Guernsey continues to attract alternative risk transfer transactions. Bedell Cristin regularly advises on insurance transformer transactions whereby a derivative financial instrument, often a credit default swap (CDS), is written by the cell of a PCC. The cell's liability under the CDS is then insured by a traditional insurer. In this way, the insurer is able to gain exposure to other types of financial instruments while retaining the benefits of doing so through its traditional insurance business.

These instruments are attractive to insurers because they represent non-correlated risk, differing markedly from the other risks on the insurer's balance sheet. In the same way, finance houses have a keen appetite for the non-correlated risk offered by the traditional insurance market. For example, Bedell Cristin has also advised hedge fund managers looking to establish insurance vehicles in Guernsey to enable investors to gain exposure to insurance risk.
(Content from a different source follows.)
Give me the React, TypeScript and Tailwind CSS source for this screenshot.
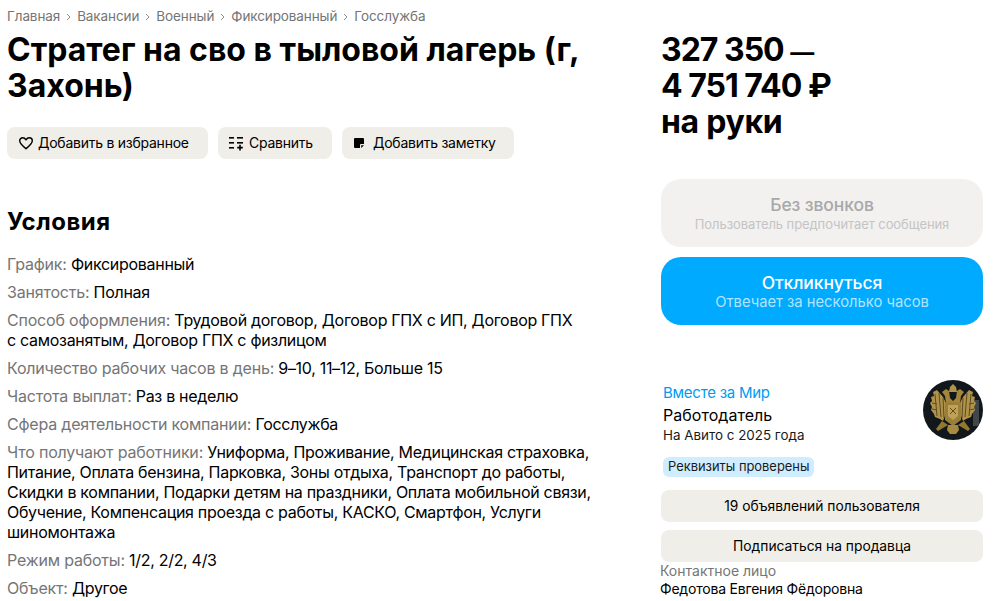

Alternative risk transfer solutions are not unique to the general insurance sector. Bedell Cristin has also advised on an unusual life insurance product, the longevity bond. A longevity bond is designed to provide protection to pension funds against the risk that the members/beneficiaries of the fund will live longer than mortality rates would predict thus increasing the liabilities owed by the fund. The structure generally involves the establishment of a special-purpose vehicle (SPV) which issues a bond to the pension fund. Payments under the bond are linked to the mortality rates of the members of the fund. If the members live longer than anticipated the SPV makes a payment to the fund under the bond. The pension fund's potential exposure is therefore hedged by the bond.

There is a natural human resistance to change but Guernsey's willingness to listen to the needs of its business community and react in a timely fashion will, it is hoped, ensure that it retains its edge in the competitive world of offshore insurance and will continue to see growth in both traditional and non-traditional products.